The second half consisted solely of Rachmaninoff’s popular Sonata No. 2 in B-flat minor, Op. 36. Originally composed in 1913, it was revised by the composer in 1931. It is the version that is most often performed today (in addition to that of Vladimir Horowitz, who with Rachmaninoff’s consent made a hybrid version of the 1913 and 1931 versions in 1940). It is a work requiring power, passion, and tremendous technique, which Rachmaninoff had in abundance. Was Ms. Kim up to the demands? From the ferocious way she attacked the opening bars, it was obvious that she was. Sterling technique throughout, power without pounding, and strong dramatic sense abounded in Ms Kim’s reading, making it all seem so easy, perhaps too much so. It was an “A” performance that could have been “A+” with a touch more fire, but a performance of which Ms Kim can well be proud.
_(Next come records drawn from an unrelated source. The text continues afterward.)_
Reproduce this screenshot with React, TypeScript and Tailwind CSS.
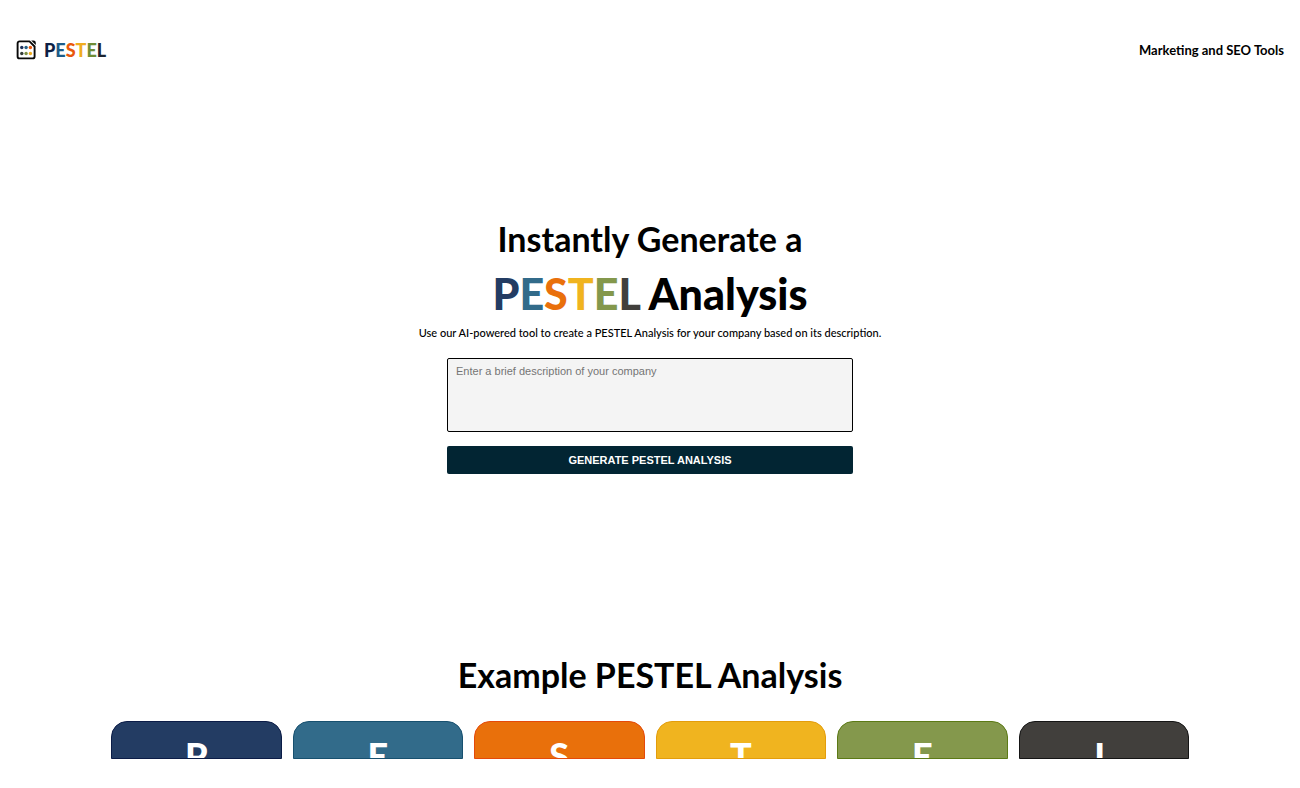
import { useState } from 'react';

const letters = [
  { char: 'P', text: 'text-[#233c63]', card: 'bg-[#233c63] border-[#0b1c47]' },
  { char: 'E', text: 'text-[#326b8a]', card: 'bg-[#326b8a] border-[#17506f]' },
  { char: 'S', text: 'text-[#e9700b]', card: 'bg-[#e9700b] border-[#e4490b]' },
  { char: 'T', text: 'text-[#f0b41f]', card: 'bg-[#f0b41f] border-[#e39d0c]' },
  { char: 'E', text: 'text-[#84984c]', card: 'bg-[#84984c] border-[#5c7a16]' },
  { char: 'L', text: 'text-[#413f3c]', card: 'bg-[#413f3c] border-[#151515]' },
];

const logoLetters = [
  { char: 'P', text: 'text-[#0c1f45]' },
  { char: 'E', text: 'text-[#1c5c88]' },
  { char: 'S', text: 'text-[#e9580b]' },
  { char: 'T', text: 'text-[#f0ac1f]' },
  { char: 'E', text: 'text-[#6f8d35]' },
  { char: 'L', text: 'text-[#1c2430]' },
];

function LogoIcon() {
  return (
    <svg width="20" height="20" viewBox="0 0 20 20" fill="none" aria-hidden="true">
      <path d="M13.5 1.4H3.6a2 2 0 0 0-2 2v13a2 2 0 0 0 2 2h13a2 2 0 0 0 2-2V6.5z" stroke="#080808" strokeWidth="1.9" strokeLinejoin="round" />
      <path d="M15.2.5h2.3a2.3 2.3 0 0 1 2.3 2.3v2.3z" fill="#080808" />
      <circle cx="5.8" cy="7.5" r="1.7" fill="#1c315c" />
      <circle cx="10.1" cy="7.5" r="1.7" fill="#286286" />
      <circle cx="14.4" cy="7.5" r="1.7" fill="#e9580b" />
      <circle cx="5.8" cy="13.5" r="1.7" fill="#343c38" />
      <circle cx="10.1" cy="13.5" r="1.7" fill="#7d9145" />
      <circle cx="14.4" cy="13.5" r="1.7" fill="#efac1f" />
    </svg>
  );
}

export default function App() {
  const [description, setDescription] = useState('');

  return (
    <div className="bg-white text-black font-[Lato,sans-serif]">
      <header className="flex items-center justify-between px-4 pt-9">
        <a href="#" className="flex items-center gap-2">
          <LogoIcon />
          <span className="text-lg leading-7 font-black">
            {logoLetters.map((l, i) => (
              <span key={i} className={l.text}>{l.char}</span>
            ))}
          </span>
        </a>
        <a href="#" className="text-[13px] leading-7 font-bold">Marketing and SEO Tools</a>
      </header>

      <main>
        <section className="flex flex-col items-center px-4 pt-[151px]">
          <h1 className="text-center font-bold">
            <span className="block text-[34px] leading-12">Instantly Generate a</span>
            <span className="block text-[43px] leading-[62px] font-black">
              {letters.map((l, i) => (
                <span key={i} className={l.text}>{l.char}</span>
              ))}{' '}
              Analysis
            </span>
          </h1>
          <p className="text-center text-[11px] leading-4 font-medium">
            Use our AI-powered tool to create a PESTEL Analysis for your company based on its description.
          </p>

          <form className="mt-[17px] flex w-full max-w-[406px] flex-col gap-3.5" onSubmit={e => e.preventDefault()}>
            <textarea
              aria-label="Company description"
              className="block h-[74px] w-full resize-none rounded-xs border border-black bg-[#f4f4f4] px-2 py-1 font-[Liberation_Sans,sans-serif] text-[11px] leading-4 placeholder:text-[#757575]"
              placeholder="Enter a brief description of your company"
              value={description}
              onChange={e => setDescription(e.target.value)}
            />
            <button
              type="submit"
              className="rounded-xs bg-[#022533] py-1.5 font-[Liberation_Sans,sans-serif] text-[11px] leading-4 font-bold text-white"
            >
              GENERATE PESTEL ANALYSIS
            </button>
          </form>
        </section>

        <section className="flex flex-col items-center px-4 pt-44">
          <h2 className="text-center text-[34px] leading-[50px] font-bold">Example PESTEL Analysis</h2>
          <div className="mt-[21px] grid w-full max-w-[1078px] grid-cols-6 gap-[11px]">
            {/* only the top of each card shows */}
            {letters.map((l, i) => (
              <div key={i} className={`h-[38px] overflow-hidden rounded-t-2xl border pt-2 text-center text-4xl leading-[50px] font-black text-white ${l.card}`}>
                {l.char}
              </div>
            ))}
          </div>
        </section>
      </main>
    </div>
  );
}
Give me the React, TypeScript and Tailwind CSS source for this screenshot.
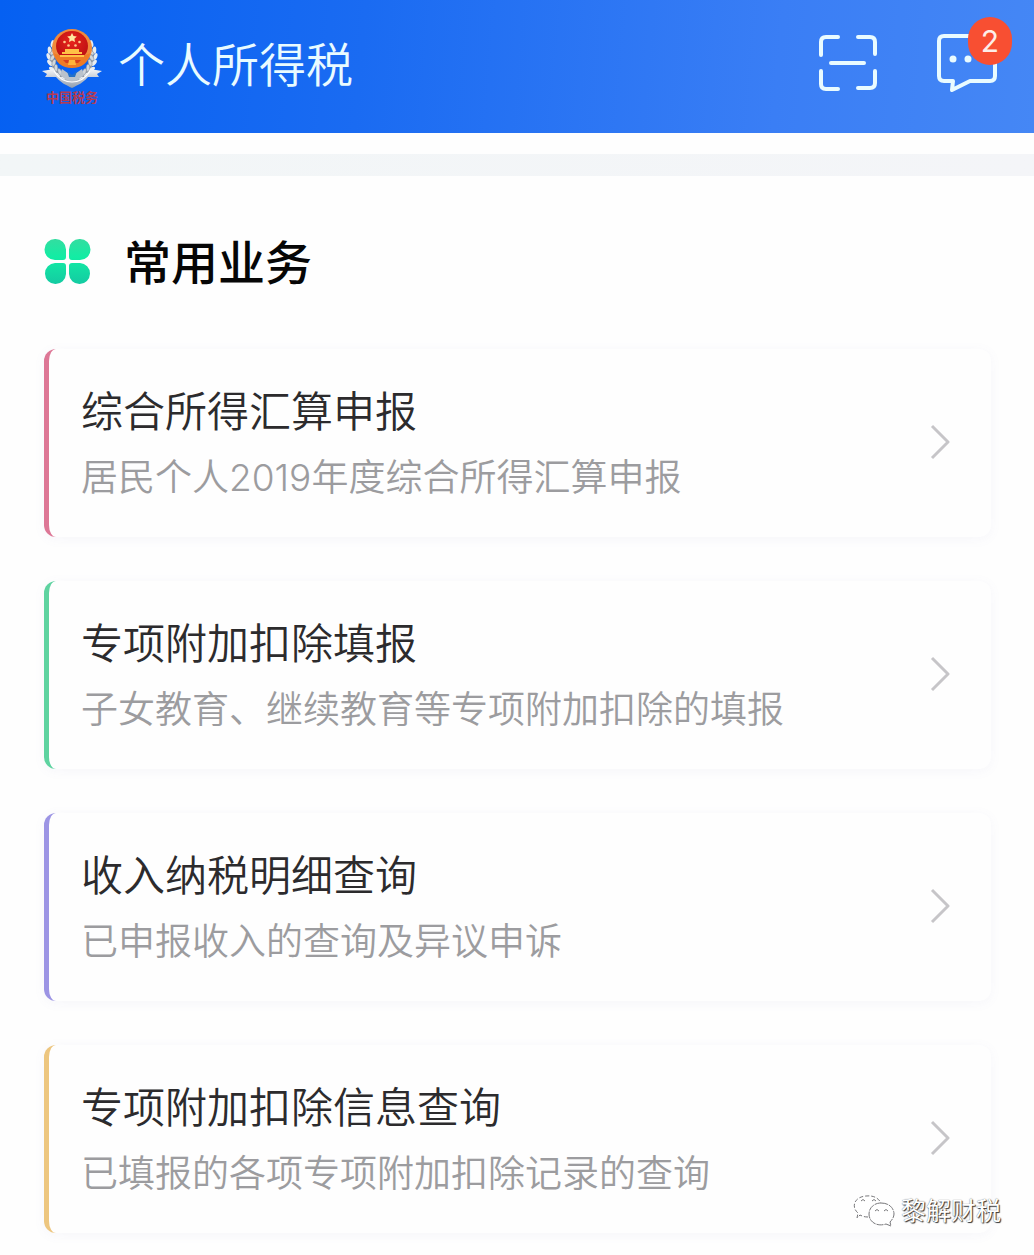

Ms. Kim projects an image of calm inner confidence. Everything seems to have been well thought out, planned carefully, and executed with the utmost precision. Not for a moment did she ever appear to be anything but completely in control, which may have led a visually oriented audience to fail to give her the proper respect for her technical prowess. There is little doubt that Ms. Kim has the technique and the intellect to tackle all challenges, but if I had any suggestion, it would be that she could take a few more risks and savor the adventure of her already excellent playing.
For encores, Ms. Kim played the Chopin’s “Minute” Waltz with sparkle and Robert Schumann’s Träumerei from Kinderszenen with tenderness. It was a gentle end to a memorable concert. Na Young Kim is a musician to watch.